### Aim
All the data should be repeated exactly. Any image in it is left out.

——

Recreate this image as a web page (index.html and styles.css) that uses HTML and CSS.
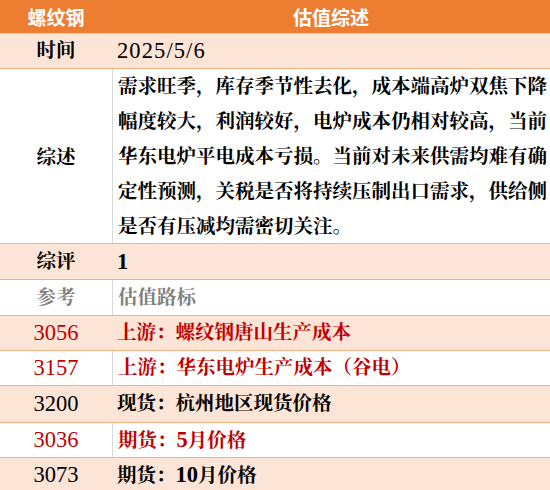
FILE: index.html
```html
<!DOCTYPE html>
<html lang="zh-CN">
<head>
<meta charset="utf-8">
<link rel="stylesheet" href="styles.css">
</head>
<body>
<div class="table">
  <div class="row head">
    <div class="c1">螺纹钢</div>
    <div class="c2 center">估值综述</div>
  </div>
  <div class="row peach h35">
    <div class="c1 bold">时间</div>
    <div class="c2"><span class="num date">2025/5/6</span></div>
  </div>
  <div class="row white summary">
    <div class="c1 bold">综述</div>
    <div class="c2 bold lines">
      <span class="ln">需求旺季，库存季节性去化，成本端高炉双焦下降</span>
      <span class="ln">幅度较大，利润较好，电炉成本仍相对较高，当前</span>
      <span class="ln">华东电炉平电成本亏损。当前对未来供需均难有确</span>
      <span class="ln">定性预测，关税是否将持续压制出口需求，供给侧</span>
      <span class="ln">是否有压减均需密切关注。</span>
    </div>
  </div>
  <div class="row peach h36">
    <div class="c1 bold">综评</div>
    <div class="c2 bold"><span class="num">1</span></div>
  </div>
  <div class="row white h36 gray">
    <div class="c1 bold">参考</div>
    <div class="c2 bold">估值路标</div>
  </div>
  <div class="row peach h35 red">
    <div class="c1"><span class="num">3056</span></div>
    <div class="c2 bold">上游：螺纹钢唐山生产成本</div>
  </div>
  <div class="row white h35 red">
    <div class="c1"><span class="num">3157</span></div>
    <div class="c2 bold">上游：华东电炉生产成本（谷电）</div>
  </div>
  <div class="row peach h37">
    <div class="c1"><span class="num">3200</span></div>
    <div class="c2 bold">现货：杭州地区现货价格</div>
  </div>
  <div class="row white h35 red">
    <div class="c1"><span class="num">3036</span></div>
    <div class="c2 bold">期货：<span class="num">5</span>月价格</div>
  </div>
  <div class="row peach h35">
    <div class="c1"><span class="num">3073</span></div>
    <div class="c2 bold">期货：<span class="num">10</span>月价格</div>
  </div>
</div>
</body>
</html>
```
FILE: styles.css
```css
html, body {
  margin: 0;
  padding: 0;
  background: #ffffff;
}
body {
  width: 550px;
  height: 490px;
  overflow: hidden;
  font-family: "Liberation Serif", "Noto Serif CJK SC", "Noto Sans CJK SC", serif;
  font-size: 19.5px;
  color: #000000;
}
.table {
  display: flex;
  flex-direction: column;
}
.row {
  display: flex;
  border-bottom: 1px solid #f4b183;
  box-sizing: border-box;
}
.head {
  background: #ed7d31;
  color: #ffffff;
  font-family: "Noto Sans CJK SC", sans-serif;
  font-weight: 700;
  font-size: 19px;
  height: 34px;
  line-height: 33px;
  border-bottom: 1px solid #f8cbad;
}
.head .c1 { text-align: center; }
.peach { background: #fce4d6; }
.white { background: #ffffff; }
.white .c2 { border-left: 1px solid #d9d9d9; }
.h35 { height: 35px; line-height: 34px; }
.h36 { height: 36px; line-height: 35px; }
.h37 { height: 37px; line-height: 36px; }
.c1 {
  width: 112px;
  flex: 0 0 112px;
  text-align: center;
  box-sizing: border-box;
}
.c2 {
  flex: 1;
  padding-left: 5px;
  box-sizing: border-box;
  white-space: nowrap;
}
.c2.center {
  text-align: center;
  padding-left: 0;
}
.bold { font-weight: 700; }
.num {
  font-family: "Liberation Serif", serif;
  font-size: 22.5px;
}
.date { letter-spacing: 1.1px; }
.summary {
  height: 175px;
}
.summary .c1 {
  display: flex;
  align-items: center;
  justify-content: center;
}
.lines {
  display: flex;
  flex-direction: column;
  line-height: 35px;
}
.ln { display: block; }
.gray { color: #7f7f7f; }
.red { color: #c00000; }
```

——

### Final answer
Recreate this image as a web page (index.html and styles.css) that uses HTML and CSS.
FILE: index.html
```html
<!DOCTYPE html>
<html lang="zh-CN">
<head>
<meta charset="utf-8">
<link rel="stylesheet" href="styles.css">
</head>
<body>
<div class="table">
  <div class="row head">
    <div class="c1">螺纹钢</div>
    <div class="c2 center">估值综述</div>
  </div>
  <div class="row peach h35">
    <div class="c1 bold">时间</div>
    <div class="c2"><span class="num date">2025/5/6</span></div>
  </div>
  <div class="row white summary">
    <div class="c1 bold">综述</div>
    <div class="c2 bold lines">
      <span class="ln">需求旺季，库存季节性去化，成本端高炉双焦下降</span>
      <span class="ln">幅度较大，利润较好，电炉成本仍相对较高，当前</span>
      <span class="ln">华东电炉平电成本亏损。当前对未来供需均难有确</span>
      <span class="ln">定性预测，关税是否将持续压制出口需求，供给侧</span>
      <span class="ln">是否有压减均需密切关注。</span>
    </div>
  </div>
  <div class="row peach h36">
    <div class="c1 bold">综评</div>
    <div class="c2 bold"><span class="num">1</span></div>
  </div>
  <div class="row white h36 gray">
    <div class="c1 bold">参考</div>
    <div class="c2 bold">估值路标</div>
  </div>
  <div class="row peach h35 red">
    <div class="c1"><span class="num">3056</span></div>
    <div class="c2 bold">上游：螺纹钢唐山生产成本</div>
  </div>
  <div class="row white h35 red">
    <div class="c1"><span class="num">3157</span></div>
    <div class="c2 bold">上游：华东电炉生产成本（谷电）</div>
  </div>
  <div class="row peach h37">
    <div class="c1"><span class="num">3200</span></div>
    <div class="c2 bold">现货：杭州地区现货价格</div>
  </div>
  <div class="row white h35 red">
    <div class="c1"><span class="num">3036</span></div>
    <div class="c2 bold">期货：<span class="num">5</span>月价格</div>
  </div>
  <div class="row peach h35">
    <div class="c1"><span class="num">3073</span></div>
    <div class="c2 bold">期货：<span class="num">10</span>月价格</div>
  </div>
</div>
</body>
</html>
```
FILE: styles.css
```css
html, body {
  margin: 0;
  padding: 0;
  background: #ffffff;
}
body {
  width: 550px;
  height: 490px;
  overflow: hidden;
  font-family: "Liberation Serif", "Noto Serif CJK SC", "Noto Sans CJK SC", serif;
  font-size: 19.5px;
  color: #000000;
}
.table {
  display: flex;
  flex-direction: column;
}
.row {
  display: flex;
  border-bottom: 1px solid #f4b183;
  box-sizing: border-box;
}
.head {
  background: #ed7d31;
  color: #ffffff;
  font-family: "Noto Sans CJK SC", sans-serif;
  font-weight: 700;
  font-size: 19px;
  height: 34px;
  line-height: 33px;
  border-bottom: 1px solid #f8cbad;
}
.head .c1 { text-align: center; }
.peach { background: #fce4d6; }
.white { background: #ffffff; }
.white .c2 { border-left: 1px solid #d9d9d9; }
.h35 { height: 35px; line-height: 34px; }
.h36 { height: 36px; line-height: 35px; }
.h37 { height: 37px; line-height: 36px; }
.c1 {
  width: 112px;
  flex: 0 0 112px;
  text-align: center;
  box-sizing: border-box;
}
.c2 {
  flex: 1;
  padding-left: 5px;
  box-sizing: border-box;
  white-space: nowrap;
}
.c2.center {
  text-align: center;
  padding-left: 0;
}
.bold { font-weight: 700; }
.num {
  font-family: "Liberation Serif", serif;
  font-size: 22.5px;
}
.date { letter-spacing: 1.1px; }
.summary {
  height: 175px;
}
.summary .c1 {
  display: flex;
  align-items: center;
  justify-content: center;
}
.lines {
  display: flex;
  flex-direction: column;
  line-height: 35px;
}
.ln { display: block; }
.gray { color: #7f7f7f; }
.red { color: #c00000; }
```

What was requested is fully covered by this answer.